Anyway, I’m finishing this blog entry at home. My time on the PC at the computer shop was cut short. Thankfully, this new PC is running really well. Now I’ll be able to concentrate on other things: family. I haven’t been to the gym in two months, I’ve been so busy with work and family. During the last few weeks, when I had a long break between classes, for example when I taught only mornings and evenings on that day, I would come home and help out with the housework. I feel bad letting the wife do all the housework as she has her hands full with the new baby. But then I also feel bad that I’m letting myself get out of shape. Not happy at all about that, but I try at least to get in some brisk walking (like walking from the kindergarten to the bank during the long [two-hour] lunch break I get. Anyway, life is about making sacrifices—or at least, it should be. This is what I think a lot of people don’t understand about marriage. Marriage is not about me, me, me—it’s about we, we, we. The good things and the bad. The onus is on you to try and tough things out, instead of walking out (divorce). All in all, I’m pretty happy and content. I love being a father. I try not to think too much about money, sex, and power—too much attention to these facets of life will lead you astray.

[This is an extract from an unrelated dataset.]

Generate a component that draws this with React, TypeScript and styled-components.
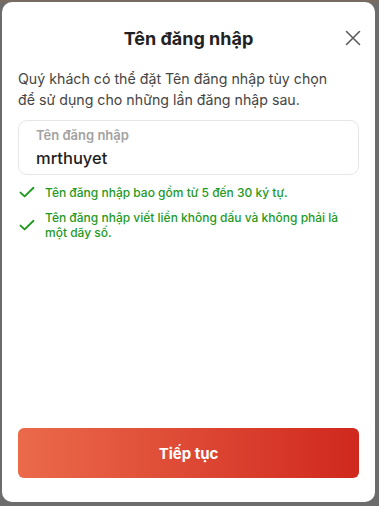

Happy New Year 2010, everyone.
*News flash. Whoa! Having a “foreigner moment” here. Apparently, this computer shop is well patronized by us aliens/extraterrestrials/furriners, or whatever you want to call us. And, living abroad as I do in a sea of yellow skin, black hair, and brown eyes, I had to do a double take when I saw a whitey and a brownie walk in. Just chatted with the whitey—no disrespect intended, I just see no reason to camouflage my cavalier attitude–who is a gent named Jeremy from Australia. He said he works in a factory in neighboring Ibaraki Prefecture. Interesting. Usually we foreigners work as English teachers. A word or two about “foreigners.” I have my own joke about that. Living in Korea and Japan, I had to apply for an “alien registration card” in both countries. But the concept of foreignership is not well entrenched in either country, especially perhaps Korea (where kids often shout, “There’s a foreigner!”), so I felt that “alien” had another meaning: literally off-world. (Damn, it feels good to write and express myself in my own language at a more challenging level for once. Just don’t get to do this enough.) In Korea, then, instead of being a “waeguk in” (lit., outside country person), I liked to call myself a “waegyae in” (lit., outside world person). It’s funny that we’re still thought of as foreigners, though. Back home, I grew up with friends of Chinese and Indian descent, who I always thought of as Canadian and never anything else—except perhaps, when I wanted to tease my Indo-Canadian friend with the moniker “paki.” That’s right, having reached the relatively mature age of thirty-six, I am a lot less politically correct. I really should have spoken up more back home in my university English classes. The chicks in my class were always stomping on men for all the thousands of years of phallus-driven patriarchal sins we have committed. When I get back home, it’s time to level the playing field. No more mincing words. If I want to say “chick flick,” I will heartily do so.